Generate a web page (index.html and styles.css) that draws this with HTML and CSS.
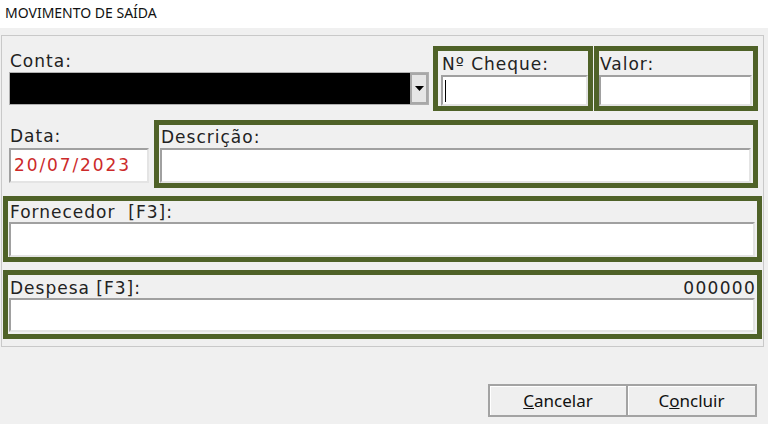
FILE: index.html
```html
<!DOCTYPE html>
<html>
<head>
<meta charset="utf-8">
<link rel="stylesheet" href="styles.css">
</head>
<body>
<div class="titlebar">MOVIMENTO DE SAÍDA</div>
<div class="page">
  <div class="panel">
    <div class="row row1">
      <div class="col conta">
        <div class="lbl">Conta:</div>
        <div class="combo">
          <div class="combo-value"></div>
          <div class="combo-btn"><svg width="9" height="5" viewBox="0 0 9 5"><path d="M0 0H9L4.5 5Z" fill="#000"/></svg></div>
        </div>
      </div>
      <div class="gbox cheque">
        <div class="lbl">Nº Cheque:</div>
        <div class="input"><span class="caret"></span></div>
      </div>
      <div class="gbox valor">
        <div class="lbl">Valor:</div>
        <div class="input"></div>
      </div>
    </div>
    <div class="row row2">
      <div class="col data">
        <div class="lbl">Data:</div>
        <div class="input date">20/07/2023</div>
      </div>
      <div class="gbox desc">
        <div class="lbl">Descrição:</div>
        <div class="input"></div>
      </div>
    </div>
    <div class="gbox wide forn">
      <div class="lbl">Fornecedor&nbsp; [F3]:</div>
      <div class="input"></div>
    </div>
    <div class="gbox wide desp">
      <div class="lbl split"><span>Despesa [F3]:</span><span>000000</span></div>
      <div class="input"></div>
    </div>
  </div>
  <div class="actions">
    <div class="btn"><u>C</u>ancelar</div>
    <div class="btn">C<u>o</u>ncluir</div>
  </div>
</div>
</body>
</html>
```
FILE: styles.css
```css
* { box-sizing: border-box; }
html, body { margin: 0; padding: 0; }
body {
  width: 768px;
  height: 424px;
  background: #f0f0f0;
  overflow: hidden;
  font-family: "DejaVu Sans", Verdana, sans-serif;
  color: #222;
}
.titlebar {
  height: 28px;
  background: #ffffff;
  font-family: "Noto Sans", "Open Sans", sans-serif;
  font-size: 14px;
  line-height: 19px;
  color: #111;
  padding: 3px 0 0 5px;
}
.page {
  padding: 7px 5px 0 1px;
}
.panel {
  border: 1px solid #c9c9c9;
  padding: 10px 0 7px 1px;
  display: flex;
  flex-direction: column;
  gap: 8px;
  width: 763px;
}
.row { display: flex; }
.row1 { height: 65px; margin-bottom: 1px; }
.row2 { height: 68px; }
.lbl {
  font-size: 17px;
  letter-spacing: 1px;
  line-height: 20px;
  height: 24px;
  padding-top: 3px;
  padding-left: 1px;
  white-space: nowrap;
}
.col { display: flex; flex-direction: column; }
.conta { width: 420px; margin-left: 6px; padding-top: 5px; }
.conta .lbl { height: 21px; padding-top: 0; }
.combo {
  display: flex;
  height: 33px;
  border: 1px solid #b0b0b0;
  background: #000;
}
.combo-value { flex: 1; background: #000; }
.combo-btn {
  width: 18px;
  background: #e6e6e6;
  border: 2px solid #a8a8a8;
  display: flex;
  align-items: center;
  justify-content: center;
}
.gbox {
  border: 5px solid #4f6228;
  display: flex;
  flex-direction: column;
  padding: 0 3px 0 3px;
}
.cheque { width: 160px; margin-left: 4px; padding-right: 0; }
.valor { width: 164px; margin-left: 1px; padding-right: 1px; padding-left: 0; }
.input {
  background: #ffffff;
  border-top: 2px solid #a0a0a0;
  border-left: 2px solid #a0a0a0;
  border-bottom: 2px solid #e4e4e4;
  border-right: 2px solid #e4e4e4;
  height: 31px;
  position: relative;
}
.caret {
  position: absolute;
  left: 2px;
  top: 3px;
  width: 1px;
  height: 22px;
  background: #000;
}
.data { width: 140px; margin-left: 6px; padding-top: 3px; }
.data .lbl { height: 25px; }
.input.date {
  height: 35px;
  color: #cc2a2a;
  font-size: 17px;
  letter-spacing: 1.9px;
  line-height: 30px;
  padding-left: 3px;
}
.desc { flex: none; width: 604px; margin-left: 5px; padding: 0 2px 0 1px; }
.desc .lbl { height: 23px; padding-top: 2px; }
.desc .input { height: 35px; }
.wide { width: 759px; padding: 0 2px 0 1px; }
.forn { height: 66px; }
.forn .lbl { height: 21px; padding-top: 1px; }
.forn .input { height: 36px; }
.desp { height: 69px; padding-bottom: 2px; }
.desp .lbl { height: 23px; }
.desp .lbl span:last-child { letter-spacing: 1.3px; margin-right: -1px; }
.desp .input { height: 34px; }
.split { display: flex; justify-content: space-between; }
.actions {
  display: flex;
  justify-content: flex-end;
  padding: 37px 6px 0 0;
}
.btn {
  height: 33px;
  border: 2px solid #a3a3a3;
  box-shadow: inset 1px 1px 0 #ffffff;
  background: #efefef;
  font-family: "Noto Sans", "Open Sans", sans-serif;
  font-size: 17px;
  color: #111;
  display: flex;
  align-items: center;
  justify-content: center;
}
.btn:first-child { width: 139px; border-right-width: 1px; }
.btn:last-child { width: 130px; border-left-width: 1px; }
```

What you will do:
Copy, from the material above, each line in which the string "index" occurs.

Complete output:
Generate a web page (index.html and styles.css) that draws this with HTML and CSS.
FILE: index.html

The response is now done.